Core components of an AI-driven database automation stack
Think of automation as three layers: data collection, AI/ML intelligence, and action. Each layer has choices; together they create reliable automation.
1. Data collection and observability
Collect metrics, logs, traces, and query text. Tools must capture:
- Query performance (latency, rows scanned)
- Resource metrics (CPU, memory, I/O)
- Configuration and schema changes
- Backup and restore logs
Pro tip: centralize telemetry into a single store (time-series DB or observability platform) so your AI models get consistent inputs.
2. Intelligence: models and rules
AI can be simple (threshold + anomaly detection) or advanced (ML models predicting failures or recommending indexes).
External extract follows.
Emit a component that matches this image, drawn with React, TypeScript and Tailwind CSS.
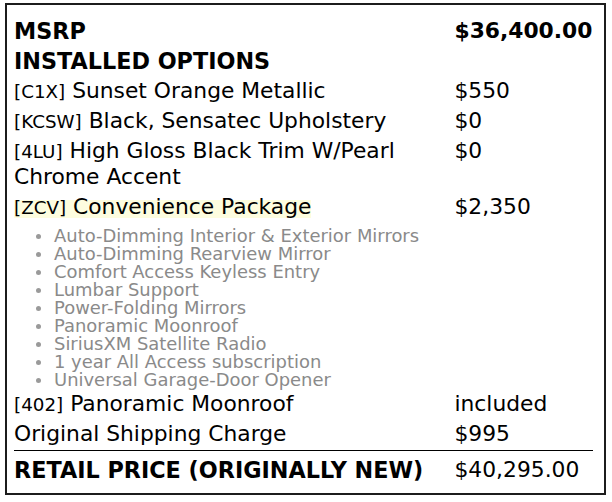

Combine statistical rules with supervised models trained on historical incidents.
3. Action: automation and orchestration
Actions include automated alerts, self-healing scripts, index creation suggestions, or fully automated scaling. Start with recommendations; move to safe, reversible automation once confidence grows.
Common use cases and step-by-step examples
Use case: Auto-tuning queries and indexes
Auto-tuning is often the highest ROI. Here’s a simple approach I use:
- Collect slow queries and execution plans for 30 days.
- Run an offline analysis that clusters similar queries.
- Generate index recommendations per cluster and estimate cost/benefit.
- Apply indexes in a staging environment and measure impact.
- Promote to production with automated rollback on regressions.
Many cloud vendors offer built-in features for this; check docs like Azure SQL automatic tuning to see production patterns.
Use case: Predictive maintenance and capacity planning
Train a time-series model on storage, query load, and connection counts. Predict when you’ll hit resource thresholds and schedule scaling or archive jobs in advance.
Use case: Backup automation and recovery validation
Automate backups and then automate verification—restore small test datasets periodically. That verification step is where many teams fail; automated checks are cheap insurance.
Tool comparison: AI features to evaluate
Not all tools are equal. Here’s a compact table to compare common capabilities.
| Feature | Built-in AI | Custom ML | Action Automation |
|---|---|---|---|
| Query auto-tuning | Yes | Optional | Recommend / Auto-apply |
| Anomaly detection | Yes | Yes | Alert / Auto-scale |
| Backup validation | No | Yes | Auto-verify |
| Capacity forecasting | Partial | Yes | Schedule scaling |
Sample tools and where they fit
- Cloud-managed DBs: Azure SQL and some AWS features include automatic tuning and recommendations.
- Monitoring platforms: integrate telemetry (Prometheus, Datadog) and feed models.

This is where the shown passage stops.